John Podesta, president and chief executive of the Center for American Progress Action Fund, speaks at the National Clean Energy Summit 2.0 in Las Vegas on Aug. 10, 2009. Podesta, a former chief of staff to President Bill Clinton will be joining the White House staff as a senior counselor to President Obama. (Eric Jamison/Associated Press)
John Podesta, president and chief executive of the Center for American Progress Action Fund, speaks at the National Clean Energy Summit 2.0 in Las Vegas on Aug. 10, 2009.  (Eric Jamison/Associated Press)
That's according to my colleague Greg Sargent, who cites a Politico report on Podesta's new role: "With chances of major legislation on climate change all but dead given congressional opposition, Podesta will push for aggressive executive action, in addition to backstopping new Environmental Protection Agency chief Gina McCarthy on controversial new emissions guidelines for power plants."
(Podesta will, however, recuse himself from any decision to approve or deny the Keystone XL pipeline across the Canadian border, which the White House is still mulling.)
So what might this "aggressive executive action" look like, exactly? Let's start by recalling that the Obama administration is already pursuing a number of steps to reduce U.S. greenhouse gas emissions and tackle climate change without the help of Congress. The full list is here, and it includes:
-- The Environmental Protection Agency recently issued standards that will make it virtually impossible to build any new coal-fired power plants that can't capture and store their own emissions. Next June, the EPA will propose further rules to reduce emissions from the thousands of existing power plants around the country.

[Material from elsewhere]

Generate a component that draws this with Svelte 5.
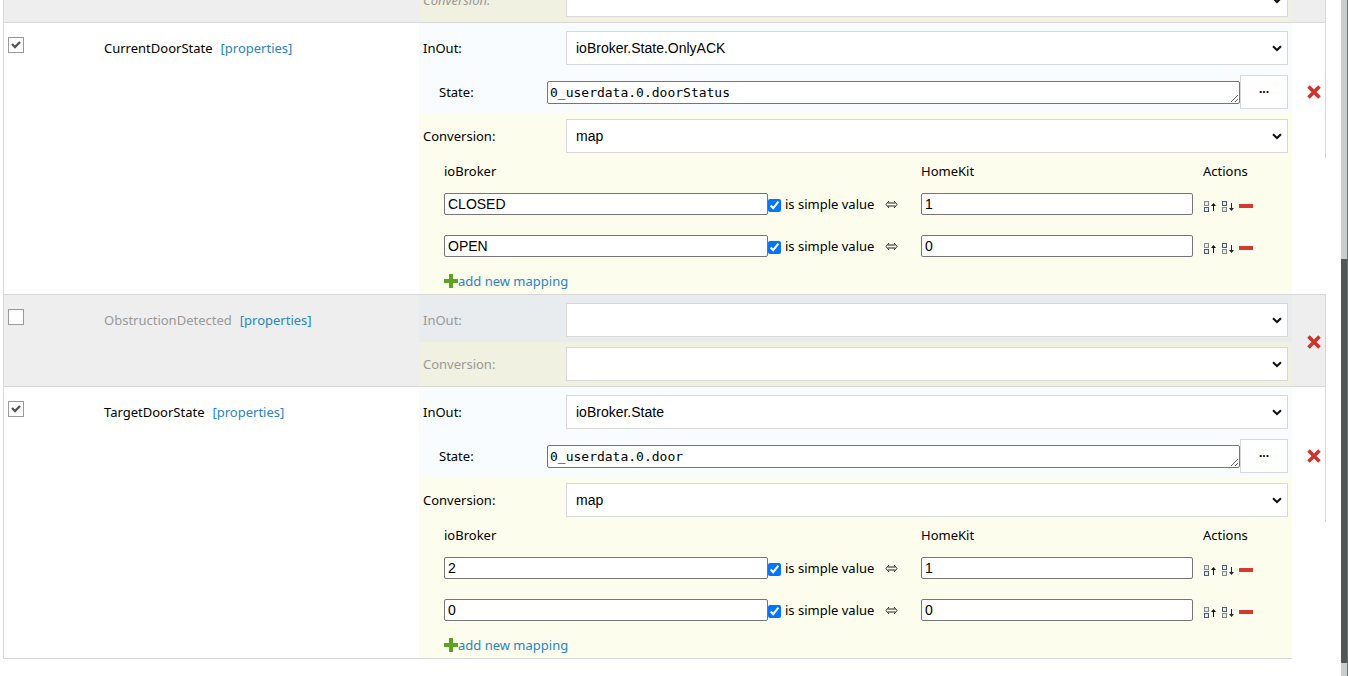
<script>
  let rows = $state([
    { name: '', enabled: false, partial: true, conversion: '' },
    {
      name: 'CurrentDoorState',
      enabled: true,
      inout: 'ioBroker.State.OnlyACK',
      state: '0_userdata.0.doorStatus',
      conversion: 'map',
      mappings: [
        { from: 'CLOSED', simple: true, to: '1' },
        { from: 'OPEN', simple: true, to: '0' }
      ]
    },
    { name: 'ObstructionDetected', enabled: false, inout: '', conversion: '' },
    {
      name: 'TargetDoorState',
      enabled: true,
      inout: 'ioBroker.State',
      state: '0_userdata.0.door',
      conversion: 'map',
      mappings: [
        { from: '2', simple: true, to: '1' },
        { from: '0', simple: true, to: '0' }
      ]
    }
  ]);

  const inouts = ['', 'ioBroker.State', 'ioBroker.State.OnlyACK'];
  const conversions = ['', 'map'];
</script>

{#snippet moveIcon(down)}
  <svg width="14" height="14" viewBox="0 0 14 14" aria-hidden="true">
    <g fill="#e3eef0" stroke-width="1">
      <rect x="1.5" y="2.5" width="4" height="4" stroke={down ? '#4a5b70' : '#85898b'} />
      <rect x="1.5" y="8.5" width="4" height="4" stroke={down ? '#85898b' : '#4a5b70'} />
    </g>
    {#if down}
      <path d="M10 4h1v5h2l-2.5 3L8 9h2z" fill="#1c2838" />
    {:else}
      <path d="M10 12h1V7h2l-2.5-3L8 7h2z" fill="#111" />
    {/if}
  </svg>
{/snippet}

<div class="page">
  <main>
    {#each rows as row, i}
      <section class="row" class:disabled={!row.enabled}>
        <div class="enable">
          {#if !row.partial}
            <input type="checkbox" class="tick" aria-label={row.name} bind:checked={row.enabled} />
          {/if}
        </div>
        <div class="name">
          {#if row.name}
            <span>{row.name}</span>
            <a href="#properties">[properties]</a>
          {/if}
        </div>
        <div class="config">
          {#if !row.partial}
            <div class="inout">
              <div class="field">
                <label for="inout-{i}">InOut:</label>
                <select id="inout-{i}" bind:value={row.inout}>
                  {#each inouts as option}<option value={option}>{option}</option>{/each}
                </select>
              </div>
              {#if row.state}
                <div class="field state">
                  <label for="state-{i}">State:</label>
                  <textarea id="state-{i}" rows="1" spellcheck="false" bind:value={row.state}></textarea>
                  <button type="button" class="browse">...</button>
                </div>
              {/if}
            </div>
          {/if}
          <div class="conversion">
            <div class="field">
              <label for="conv-{i}" class:italic={row.partial}>Conversion:</label>
              <select id="conv-{i}" bind:value={row.conversion}>
                {#each conversions as option}<option value={option}>{option}</option>{/each}
              </select>
            </div>
          </div>
        </div>
        <div class="remove">
          {#if !row.partial}
            <button type="button" class="icon" aria-label="Remove">
              <svg width="14" height="14" viewBox="0 0 14 14" aria-hidden="true">
                <path d="M1.5 1.5l11 11M12.5 1.5l-11 11" stroke="#d0342c" stroke-width="3.6" />
              </svg>
            </button>
          {/if}
        </div>
        {#if row.mappings}
          <div class="mapping">
            <table>
              <colgroup><col /><col class="c-to" /><col class="c-actions" /></colgroup>
              <thead>
                <tr><th>ioBroker</th><th>HomeKit</th><th>Actions</th></tr>
              </thead>
              <tbody>
                {#each row.mappings as m}
                  <tr>
                    <td>
                      <div class="from">
                        <input type="text" aria-label="ioBroker" bind:value={m.from} />
                        <label><input type="checkbox" bind:checked={m.simple} />is simple value</label>
                        <svg class="both" width="13" height="9" viewBox="0 0 13 9" role="img" aria-label="maps to">
                          <path d="M3 3h7M3 6h7M4 1L1 4.5 4 8M9 1l3 3.5L9 8" fill="none" stroke="#222" />
                        </svg>
                      </div>
                    </td>
                    <td><input type="text" aria-label="HomeKit" bind:value={m.to} /></td>
                    <td>
                      <div class="actions">
                        <button type="button" class="icon" aria-label="Move up">{@render moveIcon(false)}</button>
                        <button type="button" class="icon" aria-label="Move down">{@render moveIcon(true)}</button>
                        <button type="button" class="icon" aria-label="Delete">
                          <svg width="14" height="4" viewBox="0 0 14 4" aria-hidden="true">
                            <path d="M0 0h14v4H0z" fill="#d6392f" />
                          </svg>
                        </button>
                      </div>
                    </td>
                  </tr>
                {/each}
              </tbody>
            </table>
            <a class="add" href="#add">
              <svg width="14" height="14" viewBox="0 0 14 14" aria-hidden="true">
                <path d="M5 0h4v5h5v4H9v5H5V9H0V5h5z" fill="#5da423" />
              </svg>add new mapping</a>
          </div>
        {/if}
      </section>
    {/each}
  </main>
  <div class="track"><div class="thumb"></div></div>
</div>

<style>
  :global(body) {
    margin: 0;
    background: #fff;
  }
  .page {
    display: grid;
    grid-template-columns: minmax(0, 1fr) 7px;
    height: 100vh;
    overflow: hidden;
    font: 13px/20px 'Noto Sans', 'Open Sans', sans-serif;
    color: #000;
  }
  main {
    margin: -23px 15px 0 3px;
  }
  .row {
    display: grid;
    grid-template-columns: 100px minmax(0, 315fr) minmax(0, 873fr) 34px;
    border-top: 1px solid #d8d8d8;
    border-left: 1px solid #d8d8d8;
  }
  .enable {
    grid-area: 1 / 1 / span 2;
    padding: 14px 4px 0;
  }
  .name {
    grid-area: 1 / 2 / span 2;
    display: flex;
    align-items: flex-start;
    gap: 8px;
    padding-top: 15px;
  }
  .config {
    grid-area: 1 / 3;
  }
  .remove {
    grid-area: 1 / 4;
    display: flex;
    align-items: center;
    justify-content: flex-end;
    padding: 2px 4px 0 0;
    border-right: 1px solid #d8d8d8;
  }
  .mapping {
    grid-area: 2 / 3;
    padding-left: 25px;
  }
  .row:last-child > .enable,
  .row:last-child > .name,
  .row:last-child > .mapping {
    border-bottom: 1px solid #d8d8d8;
  }
  a {
    color: #2a84c6;
    text-decoration: none;
  }
  .inout {
    padding-top: 3px;
    background: #f8fcff;
  }
  .conversion,
  .mapping {
    background: #fcfdec;
  }
  .disabled {
    background: #eee;
    color: #999;
  }
  .disabled .inout {
    background: #e8ecef;
  }
  .disabled .conversion {
    background: #f0f1e0;
  }
  .field {
    display: flex;
    align-items: center;
    padding: 5px 4px;
  }
  .field > label {
    flex: 0 0 143px;
  }
  .field.state > label {
    flex-basis: 108px;
    padding-left: 16px;
  }
  .italic {
    font-style: italic;
  }
  select,
  .browse {
    box-sizing: border-box;
    height: 34px;
    border: 1px solid #d8d8d8;
    border-radius: 0;
    background-color: #fff;
    color: #000;
  }
  select {
    flex: 1;
    min-width: 0;
    padding: 0 5px;
    font: 14px 'Liberation Sans', Arial, sans-serif;
    appearance: none;
    background: #fff
      url("data:image/svg+xml,%3Csvg xmlns='http://www.w3.org/2000/svg' width='10' height='7' viewBox='0 0 10 7'%3E%3Cpath d='M1 1.2l4 3.8 4-3.8' fill='none' stroke='%23111' stroke-width='2'/%3E%3C/svg%3E")
      no-repeat right 5px center;
    padding: 0 20px 0 9px;
  }
  textarea {
    box-sizing: border-box;
    flex: 1;
    min-width: 0;
    height: 23px;
    padding: 2px;
    border: 1px solid #767676;
    border-radius: 2px;
    font: 13px/17px 'DejaVu Sans Mono', monospace;
    overflow: hidden;
    resize: both;
  }
  .browse {
    width: 48px;
    padding: 0 0 6px;
    font: bold 12px/20px 'Noto Sans', sans-serif;
  }
  .icon {
    display: flex;
    padding: 0;
    border: 0;
    background: none;
  }
  .tick {
    display: block;
    box-sizing: border-box;
    width: 16px;
    height: 16px;
    margin: 0;
    appearance: none;
    border: 1px solid #999;
    background: #fff;
  }
  .tick:checked {
    background: #fff
      url("data:image/svg+xml,%3Csvg xmlns='http://www.w3.org/2000/svg' viewBox='0 0 14 14'%3E%3Cpath d='M3 6l3 3 5-5' fill='none' stroke='%23555' stroke-width='2.4'/%3E%3C/svg%3E");
  }
  .mapping table {
    width: 100%;
    table-layout: fixed;
    border-collapse: collapse;
  }
  .c-to {
    width: 282px;
  }
  .c-actions {
    width: 89px;
  }
  th {
    height: 25px;
    padding: 0;
    font-weight: normal;
    text-align: left;
  }
  td {
    height: 42px;
    padding: 0;
  }
  .mapping input[type='text'] {
    box-sizing: border-box;
    width: calc(100% - 10px);
    height: 22px;
    padding: 1px 3px;
    border: 1px solid #767676;
    border-radius: 2px;
    font: 14px 'Liberation Sans', Arial, sans-serif;
  }
  .from {
    display: flex;
    align-items: center;
  }
  .from input[type='text'] {
    flex: 1;
    min-width: 0;
  }
  .from label {
    display: flex;
    align-items: center;
    gap: 4px;
    width: 117px;
    white-space: nowrap;
  }
  .from label input {
    width: 13px;
    height: 13px;
    margin: 3px 0 0;
  }
  .both {
    margin-right: 23px;
  }
  .actions {
    display: flex;
    align-items: center;
    gap: 4px;
    padding-top: 3px;
  }
  .add {
    display: flex;
    align-items: center;
    height: 27px;
  }
  .track {
    display: grid;
    grid-template-rows: 259fr 404fr 13fr;
    border-right: 1px solid #2a84b8;
    background: #ccc;
  }
  .thumb {
    grid-row: 2;
    background: #555;
  }
</style>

-- The White House is hammering out an agreement with China and other countries to phase out hydrofluorocarbons (HFCs), a potent greenhouse gas used in everything from soda machines to many car air conditioners.
-- The administration is developing a plan to curtail methane emissions from natural-gas production.
-- The Energy Department is ratcheting up efficiency standards for appliances and buildings. The Interior Department will try to speed up wind and solar development on public lands.
-- Federal agencies have been ordered to get 20 percent of their electricity from solar, wind, and hydropower by 2020.
There's lots of wiggle room on some of these policies. For instance, the EPA is weighing various approaches for regulating existing coal- and gas-fired power plants, which are responsible for nearly 40 percent of the country's carbon-dioxide emissions. The EPA could opt for a light touch here — requiring plants to adopt small efficiency upgrades — or enact more sweeping rules that push for bigger emission cuts. Podesta's presence in pushing for stronger action could tilt the scales here.
That may not be all. Back in 2010, after Republicans took back the House, Obama's agenda appeared moribund. So Podesta's Center for American Progress put out a policy paper (pdf) laying out a wide array of steps that the White House could take, on its own, to cut U.S. greenhouse gas emissions 17 percent by 2020. Some more advice, from the paper:
-- Even more EPA pollution rules: The paper called on the White House to push the EPA to regulate various other pollutants from coal-fired power plants, from mercury pollution to coal ash waste. Most of these steps the Obama administration has already taken, except for the rules on coal ash, which are still in limbo.
-- A fee on oil imports: The paper noted that the president had the authority under the Omnibus Trade and Competitiveness Act of 1988 to "levy a fee on imported oil," provided that the secretary of commerce and secretary of defense "determine that continued high rates of oil imports threaten to impair national security."
-- Upgrade the federal vehicle fleet: "Issue an executive order to require the U.S. General Services Administration to double the percentage of the federal transportation fleet that uses non-oil-based fuel by 2015. All other federal vehicles purchased should attain fuel economy standards 15 percent higher than the average vehicle in that class."
-- Upgrade urban buses. "Instruct the Environmental Protection Agency to implement Section 219 of the Clean Air Act, which requires bus fleets in metropolitan areas with more than 750,000 people (as of 1980) to have buses powered by 'lowpolluting fuel,' defined as 'methanol, ethanol, propane, or natural gas, or any comparably low-polluting fuel.'"
-- Promote clean energy within the military. "Establish a pilot program to retrofit a small number of Air Force hangars at high solar-potential bases, using Hangar 25 as a model and employing the latest efficiency measures."
Now, it's unclear whether the Obama administration will take up any these suggestions. (In particular, a "fee on imported oil" sounds like a tough sell at a time when U.S. oil importsare already dropping rapidly.) And the White House is hardly free of constraints here — if the EPA gets too creative with its carbon regulations, for instance, the courts could well strike them down. Plus, future presidents can always overturn these executive actions.
Even so, in his forward to the paper, Podesta insisted that the White House should use as much of its executive authority as possible. "The ability of President Obama to accomplish important change through these powers should not be underestimated," he wrote. "Congressional gridlock does not mean the federal government stands still."